## The task
Report the count of lines below that include "React", without any other text.

Interface markup and scripts:
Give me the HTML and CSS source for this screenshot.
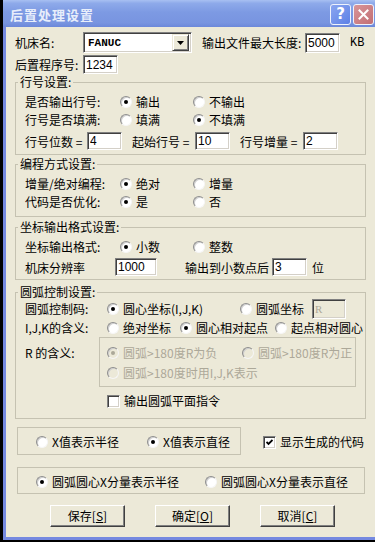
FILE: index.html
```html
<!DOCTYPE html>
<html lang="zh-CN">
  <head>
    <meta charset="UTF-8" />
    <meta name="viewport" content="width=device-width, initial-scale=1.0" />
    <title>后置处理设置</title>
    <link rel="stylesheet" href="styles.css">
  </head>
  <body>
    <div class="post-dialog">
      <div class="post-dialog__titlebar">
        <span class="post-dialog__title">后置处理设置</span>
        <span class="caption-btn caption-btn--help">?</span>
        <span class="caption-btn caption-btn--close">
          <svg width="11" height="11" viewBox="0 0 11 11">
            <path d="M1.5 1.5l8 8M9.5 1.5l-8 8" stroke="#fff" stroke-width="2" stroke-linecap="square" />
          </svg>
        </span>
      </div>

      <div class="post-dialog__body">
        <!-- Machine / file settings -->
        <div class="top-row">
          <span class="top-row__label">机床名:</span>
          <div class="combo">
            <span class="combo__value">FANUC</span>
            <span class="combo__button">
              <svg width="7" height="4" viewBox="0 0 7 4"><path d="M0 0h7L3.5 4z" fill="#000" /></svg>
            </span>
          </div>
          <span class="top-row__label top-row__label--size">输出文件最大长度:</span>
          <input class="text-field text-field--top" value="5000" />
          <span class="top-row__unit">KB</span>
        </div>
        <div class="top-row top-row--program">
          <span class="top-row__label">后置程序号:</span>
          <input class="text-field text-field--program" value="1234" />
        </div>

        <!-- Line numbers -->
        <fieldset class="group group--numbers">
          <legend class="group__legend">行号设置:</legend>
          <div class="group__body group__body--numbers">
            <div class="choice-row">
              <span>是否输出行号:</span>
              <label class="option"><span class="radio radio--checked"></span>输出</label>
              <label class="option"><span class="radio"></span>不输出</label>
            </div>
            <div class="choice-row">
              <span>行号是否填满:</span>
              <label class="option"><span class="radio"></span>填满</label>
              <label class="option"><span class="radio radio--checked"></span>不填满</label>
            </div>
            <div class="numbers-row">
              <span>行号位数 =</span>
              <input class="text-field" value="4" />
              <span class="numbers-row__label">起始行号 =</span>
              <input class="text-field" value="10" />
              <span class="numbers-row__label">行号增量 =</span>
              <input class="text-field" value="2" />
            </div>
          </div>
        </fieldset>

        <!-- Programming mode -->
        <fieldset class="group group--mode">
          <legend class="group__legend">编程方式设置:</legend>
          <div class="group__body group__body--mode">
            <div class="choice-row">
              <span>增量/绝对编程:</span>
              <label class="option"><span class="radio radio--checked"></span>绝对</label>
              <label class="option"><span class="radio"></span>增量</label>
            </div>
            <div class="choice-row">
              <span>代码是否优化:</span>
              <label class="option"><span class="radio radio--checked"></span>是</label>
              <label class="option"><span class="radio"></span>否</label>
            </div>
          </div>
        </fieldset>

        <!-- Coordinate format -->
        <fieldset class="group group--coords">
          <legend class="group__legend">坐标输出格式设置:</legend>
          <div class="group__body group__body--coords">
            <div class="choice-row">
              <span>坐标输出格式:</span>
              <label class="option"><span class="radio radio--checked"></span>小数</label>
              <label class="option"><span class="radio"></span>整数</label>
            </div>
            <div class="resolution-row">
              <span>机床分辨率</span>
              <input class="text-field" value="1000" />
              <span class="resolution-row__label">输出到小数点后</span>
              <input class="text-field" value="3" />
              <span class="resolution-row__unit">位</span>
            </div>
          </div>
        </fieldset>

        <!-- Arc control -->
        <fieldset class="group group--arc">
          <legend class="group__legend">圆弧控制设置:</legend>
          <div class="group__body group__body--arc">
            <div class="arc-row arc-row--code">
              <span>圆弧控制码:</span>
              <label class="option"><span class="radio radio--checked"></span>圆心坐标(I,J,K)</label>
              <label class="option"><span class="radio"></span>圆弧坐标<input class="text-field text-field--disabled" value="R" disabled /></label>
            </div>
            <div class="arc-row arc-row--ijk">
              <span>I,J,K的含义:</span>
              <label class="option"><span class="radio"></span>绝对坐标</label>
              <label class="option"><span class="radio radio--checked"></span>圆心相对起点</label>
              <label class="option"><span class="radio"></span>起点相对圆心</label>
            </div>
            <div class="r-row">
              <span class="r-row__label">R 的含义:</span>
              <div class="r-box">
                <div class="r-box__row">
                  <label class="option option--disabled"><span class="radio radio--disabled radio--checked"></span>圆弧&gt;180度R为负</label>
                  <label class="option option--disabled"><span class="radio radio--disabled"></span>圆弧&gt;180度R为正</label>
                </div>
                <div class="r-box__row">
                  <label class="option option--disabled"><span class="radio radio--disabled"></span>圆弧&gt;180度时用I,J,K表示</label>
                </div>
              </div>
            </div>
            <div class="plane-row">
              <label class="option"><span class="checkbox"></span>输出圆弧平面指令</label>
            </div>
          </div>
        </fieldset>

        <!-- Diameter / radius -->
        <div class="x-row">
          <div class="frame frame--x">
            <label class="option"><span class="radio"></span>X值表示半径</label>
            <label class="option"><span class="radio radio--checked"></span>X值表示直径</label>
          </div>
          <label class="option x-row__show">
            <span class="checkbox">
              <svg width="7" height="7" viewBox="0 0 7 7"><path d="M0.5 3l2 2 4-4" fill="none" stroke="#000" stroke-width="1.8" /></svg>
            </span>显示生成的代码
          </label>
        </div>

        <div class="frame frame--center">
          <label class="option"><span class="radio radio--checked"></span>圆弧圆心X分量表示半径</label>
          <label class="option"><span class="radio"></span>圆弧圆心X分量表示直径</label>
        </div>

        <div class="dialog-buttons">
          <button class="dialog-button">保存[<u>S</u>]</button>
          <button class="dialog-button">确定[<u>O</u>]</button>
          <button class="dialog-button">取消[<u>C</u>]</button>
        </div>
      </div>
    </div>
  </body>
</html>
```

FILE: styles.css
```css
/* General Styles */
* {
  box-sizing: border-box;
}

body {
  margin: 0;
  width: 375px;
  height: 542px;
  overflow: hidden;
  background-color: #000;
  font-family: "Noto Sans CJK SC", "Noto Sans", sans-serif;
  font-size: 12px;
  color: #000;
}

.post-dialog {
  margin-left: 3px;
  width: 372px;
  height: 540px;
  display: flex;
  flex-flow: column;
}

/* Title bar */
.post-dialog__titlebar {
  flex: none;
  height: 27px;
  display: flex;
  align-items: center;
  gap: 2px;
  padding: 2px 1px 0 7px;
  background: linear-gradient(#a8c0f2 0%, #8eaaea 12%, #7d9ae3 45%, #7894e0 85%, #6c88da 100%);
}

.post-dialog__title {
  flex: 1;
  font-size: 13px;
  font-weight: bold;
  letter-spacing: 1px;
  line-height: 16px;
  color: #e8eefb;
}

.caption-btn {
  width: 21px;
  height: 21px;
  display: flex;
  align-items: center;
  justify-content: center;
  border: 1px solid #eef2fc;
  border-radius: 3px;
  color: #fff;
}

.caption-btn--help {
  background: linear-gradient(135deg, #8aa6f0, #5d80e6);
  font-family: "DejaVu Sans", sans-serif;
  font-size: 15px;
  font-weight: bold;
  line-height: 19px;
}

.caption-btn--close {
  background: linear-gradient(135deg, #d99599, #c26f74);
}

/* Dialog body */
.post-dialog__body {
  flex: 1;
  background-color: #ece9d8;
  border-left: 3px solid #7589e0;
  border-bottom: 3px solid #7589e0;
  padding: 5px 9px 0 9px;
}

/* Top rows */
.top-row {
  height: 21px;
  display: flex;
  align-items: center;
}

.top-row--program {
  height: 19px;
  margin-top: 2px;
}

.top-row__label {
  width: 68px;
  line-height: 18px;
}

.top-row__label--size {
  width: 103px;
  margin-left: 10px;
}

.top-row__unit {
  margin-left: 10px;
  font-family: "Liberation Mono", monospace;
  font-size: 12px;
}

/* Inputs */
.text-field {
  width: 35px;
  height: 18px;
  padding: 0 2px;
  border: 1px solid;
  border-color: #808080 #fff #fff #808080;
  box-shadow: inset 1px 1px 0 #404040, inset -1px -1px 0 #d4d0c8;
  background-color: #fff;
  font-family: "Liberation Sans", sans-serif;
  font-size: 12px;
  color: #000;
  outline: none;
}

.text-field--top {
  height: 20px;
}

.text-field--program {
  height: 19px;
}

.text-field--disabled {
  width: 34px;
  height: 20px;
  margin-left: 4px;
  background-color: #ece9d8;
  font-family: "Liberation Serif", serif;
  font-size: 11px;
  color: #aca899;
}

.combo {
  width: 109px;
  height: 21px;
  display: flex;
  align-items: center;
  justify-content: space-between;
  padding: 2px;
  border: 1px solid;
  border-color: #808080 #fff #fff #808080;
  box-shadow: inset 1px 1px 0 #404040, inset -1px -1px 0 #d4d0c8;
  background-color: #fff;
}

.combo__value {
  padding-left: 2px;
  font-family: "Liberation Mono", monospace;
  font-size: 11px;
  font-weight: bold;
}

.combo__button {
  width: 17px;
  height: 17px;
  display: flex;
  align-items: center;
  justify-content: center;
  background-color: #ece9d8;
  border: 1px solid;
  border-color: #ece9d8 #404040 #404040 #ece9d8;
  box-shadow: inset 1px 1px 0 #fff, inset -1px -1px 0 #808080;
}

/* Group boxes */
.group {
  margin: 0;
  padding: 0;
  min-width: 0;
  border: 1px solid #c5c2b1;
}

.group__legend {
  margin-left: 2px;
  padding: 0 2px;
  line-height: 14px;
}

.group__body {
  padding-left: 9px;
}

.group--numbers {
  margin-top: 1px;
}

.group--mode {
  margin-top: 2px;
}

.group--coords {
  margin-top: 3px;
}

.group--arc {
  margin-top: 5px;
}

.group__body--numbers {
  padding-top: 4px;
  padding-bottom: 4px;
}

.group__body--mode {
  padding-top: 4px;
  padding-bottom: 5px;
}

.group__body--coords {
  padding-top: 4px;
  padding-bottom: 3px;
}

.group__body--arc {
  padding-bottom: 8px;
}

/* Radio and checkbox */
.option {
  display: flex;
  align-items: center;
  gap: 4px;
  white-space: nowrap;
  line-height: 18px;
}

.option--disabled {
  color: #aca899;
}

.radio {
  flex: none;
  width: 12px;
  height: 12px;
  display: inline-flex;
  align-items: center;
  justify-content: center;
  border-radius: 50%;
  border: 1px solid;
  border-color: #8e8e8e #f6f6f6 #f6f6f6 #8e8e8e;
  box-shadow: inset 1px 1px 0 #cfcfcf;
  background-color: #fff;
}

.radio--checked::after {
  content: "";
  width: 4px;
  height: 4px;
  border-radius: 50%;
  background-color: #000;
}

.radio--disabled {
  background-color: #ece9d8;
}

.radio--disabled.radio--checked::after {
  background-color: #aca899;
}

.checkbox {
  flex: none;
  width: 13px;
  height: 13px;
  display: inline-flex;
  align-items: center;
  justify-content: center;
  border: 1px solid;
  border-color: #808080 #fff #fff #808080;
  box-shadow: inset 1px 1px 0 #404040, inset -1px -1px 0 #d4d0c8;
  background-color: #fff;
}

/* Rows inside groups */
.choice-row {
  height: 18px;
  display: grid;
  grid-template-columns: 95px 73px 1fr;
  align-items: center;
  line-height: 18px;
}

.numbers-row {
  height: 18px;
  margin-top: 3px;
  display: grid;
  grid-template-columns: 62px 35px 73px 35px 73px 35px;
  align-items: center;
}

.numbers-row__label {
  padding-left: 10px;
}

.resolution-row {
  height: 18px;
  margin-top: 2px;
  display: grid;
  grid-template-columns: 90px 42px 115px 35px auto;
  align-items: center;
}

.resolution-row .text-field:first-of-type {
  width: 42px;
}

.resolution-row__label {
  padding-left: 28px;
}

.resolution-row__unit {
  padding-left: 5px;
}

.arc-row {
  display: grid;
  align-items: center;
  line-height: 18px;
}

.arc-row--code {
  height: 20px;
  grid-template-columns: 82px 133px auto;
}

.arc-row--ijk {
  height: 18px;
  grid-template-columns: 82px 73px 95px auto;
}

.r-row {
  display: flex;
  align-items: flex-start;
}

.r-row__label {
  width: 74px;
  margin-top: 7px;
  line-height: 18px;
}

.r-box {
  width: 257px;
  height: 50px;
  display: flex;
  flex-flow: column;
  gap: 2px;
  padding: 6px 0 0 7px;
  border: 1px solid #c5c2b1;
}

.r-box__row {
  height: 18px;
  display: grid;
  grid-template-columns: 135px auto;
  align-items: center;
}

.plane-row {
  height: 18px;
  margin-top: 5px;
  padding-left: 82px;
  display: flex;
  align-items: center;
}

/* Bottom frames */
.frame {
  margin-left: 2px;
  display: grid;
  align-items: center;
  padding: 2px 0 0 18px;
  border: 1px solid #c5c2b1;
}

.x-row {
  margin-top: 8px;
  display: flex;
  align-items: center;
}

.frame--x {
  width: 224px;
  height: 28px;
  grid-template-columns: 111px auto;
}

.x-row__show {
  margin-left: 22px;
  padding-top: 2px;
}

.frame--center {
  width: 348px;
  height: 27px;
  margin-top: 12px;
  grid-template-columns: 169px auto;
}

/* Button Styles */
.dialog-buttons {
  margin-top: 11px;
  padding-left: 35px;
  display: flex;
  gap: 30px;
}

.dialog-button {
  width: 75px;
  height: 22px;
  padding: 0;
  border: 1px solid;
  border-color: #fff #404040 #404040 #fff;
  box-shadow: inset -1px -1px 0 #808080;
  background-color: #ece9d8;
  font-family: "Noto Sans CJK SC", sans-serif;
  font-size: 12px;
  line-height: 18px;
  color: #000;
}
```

* * *

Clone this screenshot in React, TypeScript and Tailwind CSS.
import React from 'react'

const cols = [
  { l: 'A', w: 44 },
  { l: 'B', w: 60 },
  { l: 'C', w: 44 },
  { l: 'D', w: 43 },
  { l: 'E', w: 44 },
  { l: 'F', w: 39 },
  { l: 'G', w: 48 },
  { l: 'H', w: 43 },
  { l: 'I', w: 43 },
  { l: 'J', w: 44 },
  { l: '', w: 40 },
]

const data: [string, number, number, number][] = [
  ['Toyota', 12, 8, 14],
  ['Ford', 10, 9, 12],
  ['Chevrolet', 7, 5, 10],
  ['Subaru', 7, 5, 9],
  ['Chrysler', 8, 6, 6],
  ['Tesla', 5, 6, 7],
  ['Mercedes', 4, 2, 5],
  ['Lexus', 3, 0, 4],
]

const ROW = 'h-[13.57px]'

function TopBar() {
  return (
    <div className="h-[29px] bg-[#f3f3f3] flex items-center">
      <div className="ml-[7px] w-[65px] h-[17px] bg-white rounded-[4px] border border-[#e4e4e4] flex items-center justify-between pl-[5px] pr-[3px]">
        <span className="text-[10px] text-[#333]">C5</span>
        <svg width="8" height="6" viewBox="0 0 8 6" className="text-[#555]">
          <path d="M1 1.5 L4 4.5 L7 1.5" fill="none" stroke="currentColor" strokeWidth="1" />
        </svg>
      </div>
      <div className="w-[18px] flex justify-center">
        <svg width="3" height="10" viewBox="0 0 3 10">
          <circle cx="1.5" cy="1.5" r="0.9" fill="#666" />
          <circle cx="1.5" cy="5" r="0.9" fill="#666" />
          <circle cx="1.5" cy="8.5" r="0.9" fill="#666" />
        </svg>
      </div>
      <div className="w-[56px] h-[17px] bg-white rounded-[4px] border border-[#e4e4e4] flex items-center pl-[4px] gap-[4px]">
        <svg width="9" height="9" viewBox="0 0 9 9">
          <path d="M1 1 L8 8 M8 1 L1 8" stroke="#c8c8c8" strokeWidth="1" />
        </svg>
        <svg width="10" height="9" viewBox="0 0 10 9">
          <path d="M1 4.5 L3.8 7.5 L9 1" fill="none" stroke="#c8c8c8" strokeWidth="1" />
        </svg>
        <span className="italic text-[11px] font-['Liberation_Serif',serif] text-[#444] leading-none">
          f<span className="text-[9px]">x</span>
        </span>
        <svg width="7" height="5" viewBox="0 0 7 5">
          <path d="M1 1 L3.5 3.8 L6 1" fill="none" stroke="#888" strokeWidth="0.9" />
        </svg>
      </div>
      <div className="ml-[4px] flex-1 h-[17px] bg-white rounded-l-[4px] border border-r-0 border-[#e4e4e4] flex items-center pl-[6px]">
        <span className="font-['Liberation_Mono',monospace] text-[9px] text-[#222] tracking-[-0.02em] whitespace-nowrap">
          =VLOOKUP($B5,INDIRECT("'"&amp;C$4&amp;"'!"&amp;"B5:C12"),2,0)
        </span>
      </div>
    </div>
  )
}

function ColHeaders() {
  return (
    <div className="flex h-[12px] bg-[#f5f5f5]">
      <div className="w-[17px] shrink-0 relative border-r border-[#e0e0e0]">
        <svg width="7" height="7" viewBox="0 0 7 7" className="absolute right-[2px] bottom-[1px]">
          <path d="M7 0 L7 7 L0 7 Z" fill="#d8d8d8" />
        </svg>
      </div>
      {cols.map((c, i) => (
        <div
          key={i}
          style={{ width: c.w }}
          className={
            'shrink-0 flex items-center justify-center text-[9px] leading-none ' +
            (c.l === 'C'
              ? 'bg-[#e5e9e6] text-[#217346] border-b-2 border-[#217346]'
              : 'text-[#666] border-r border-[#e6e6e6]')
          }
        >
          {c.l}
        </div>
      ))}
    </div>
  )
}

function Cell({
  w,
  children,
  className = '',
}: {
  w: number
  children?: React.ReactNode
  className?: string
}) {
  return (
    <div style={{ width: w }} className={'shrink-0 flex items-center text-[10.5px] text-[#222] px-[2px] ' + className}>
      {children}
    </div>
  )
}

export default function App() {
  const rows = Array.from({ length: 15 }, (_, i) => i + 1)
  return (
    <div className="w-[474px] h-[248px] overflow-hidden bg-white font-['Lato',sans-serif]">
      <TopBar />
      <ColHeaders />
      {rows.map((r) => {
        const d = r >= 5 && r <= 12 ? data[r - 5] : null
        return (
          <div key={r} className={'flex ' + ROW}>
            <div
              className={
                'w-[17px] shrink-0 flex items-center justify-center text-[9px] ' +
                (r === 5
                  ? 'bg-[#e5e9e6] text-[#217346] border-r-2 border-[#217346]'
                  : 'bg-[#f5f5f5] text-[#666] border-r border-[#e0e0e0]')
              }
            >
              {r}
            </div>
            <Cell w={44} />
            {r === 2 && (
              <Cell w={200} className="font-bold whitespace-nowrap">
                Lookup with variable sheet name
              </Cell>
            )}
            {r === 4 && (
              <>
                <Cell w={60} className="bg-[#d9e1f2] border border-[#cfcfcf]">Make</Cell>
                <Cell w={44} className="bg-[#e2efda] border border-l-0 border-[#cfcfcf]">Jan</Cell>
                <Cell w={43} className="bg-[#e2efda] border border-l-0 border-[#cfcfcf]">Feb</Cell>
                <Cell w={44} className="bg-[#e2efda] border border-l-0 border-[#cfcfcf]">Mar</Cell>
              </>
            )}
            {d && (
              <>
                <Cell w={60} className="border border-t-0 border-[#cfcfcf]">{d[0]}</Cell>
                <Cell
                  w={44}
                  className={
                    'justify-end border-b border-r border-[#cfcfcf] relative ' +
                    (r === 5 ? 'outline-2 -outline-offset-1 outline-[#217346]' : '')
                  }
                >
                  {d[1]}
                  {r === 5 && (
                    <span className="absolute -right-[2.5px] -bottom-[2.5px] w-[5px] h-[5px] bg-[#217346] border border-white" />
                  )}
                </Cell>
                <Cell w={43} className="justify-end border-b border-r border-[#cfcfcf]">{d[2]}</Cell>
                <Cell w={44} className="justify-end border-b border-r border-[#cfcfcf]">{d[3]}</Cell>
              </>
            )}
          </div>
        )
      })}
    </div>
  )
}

* * *

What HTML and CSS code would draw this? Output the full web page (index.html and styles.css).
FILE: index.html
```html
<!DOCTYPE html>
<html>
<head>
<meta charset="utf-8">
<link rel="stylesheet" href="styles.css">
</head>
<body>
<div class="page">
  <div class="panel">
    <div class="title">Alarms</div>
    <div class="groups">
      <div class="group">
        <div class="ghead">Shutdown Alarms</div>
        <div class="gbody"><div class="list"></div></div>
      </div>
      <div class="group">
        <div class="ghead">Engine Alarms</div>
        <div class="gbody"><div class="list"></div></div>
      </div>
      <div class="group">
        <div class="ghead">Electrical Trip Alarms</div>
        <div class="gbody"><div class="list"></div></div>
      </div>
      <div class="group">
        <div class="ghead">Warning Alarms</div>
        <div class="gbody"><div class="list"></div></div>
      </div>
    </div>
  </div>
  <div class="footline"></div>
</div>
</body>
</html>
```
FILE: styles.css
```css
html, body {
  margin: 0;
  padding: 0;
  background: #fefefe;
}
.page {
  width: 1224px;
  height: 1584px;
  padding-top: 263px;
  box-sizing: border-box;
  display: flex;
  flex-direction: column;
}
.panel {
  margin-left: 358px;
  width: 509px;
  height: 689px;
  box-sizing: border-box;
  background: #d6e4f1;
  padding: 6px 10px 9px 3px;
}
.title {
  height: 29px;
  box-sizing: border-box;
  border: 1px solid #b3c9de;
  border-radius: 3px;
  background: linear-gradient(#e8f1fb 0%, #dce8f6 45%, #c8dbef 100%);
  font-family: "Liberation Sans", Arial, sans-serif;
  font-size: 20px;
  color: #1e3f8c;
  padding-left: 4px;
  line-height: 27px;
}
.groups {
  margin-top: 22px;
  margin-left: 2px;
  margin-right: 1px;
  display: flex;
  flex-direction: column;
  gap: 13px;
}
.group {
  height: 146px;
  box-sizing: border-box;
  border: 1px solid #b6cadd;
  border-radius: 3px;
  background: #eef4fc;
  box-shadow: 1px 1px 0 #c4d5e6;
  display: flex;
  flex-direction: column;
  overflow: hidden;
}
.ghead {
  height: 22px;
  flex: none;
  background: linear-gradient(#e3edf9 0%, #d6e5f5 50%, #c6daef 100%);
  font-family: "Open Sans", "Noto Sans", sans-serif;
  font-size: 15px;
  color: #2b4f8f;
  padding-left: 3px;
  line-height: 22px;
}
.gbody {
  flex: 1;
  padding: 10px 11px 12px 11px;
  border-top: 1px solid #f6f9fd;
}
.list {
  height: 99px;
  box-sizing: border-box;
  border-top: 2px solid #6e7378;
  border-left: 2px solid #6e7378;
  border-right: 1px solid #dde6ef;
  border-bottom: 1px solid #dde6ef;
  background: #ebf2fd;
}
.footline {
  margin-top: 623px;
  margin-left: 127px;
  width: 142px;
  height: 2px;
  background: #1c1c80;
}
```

## Worked answer
3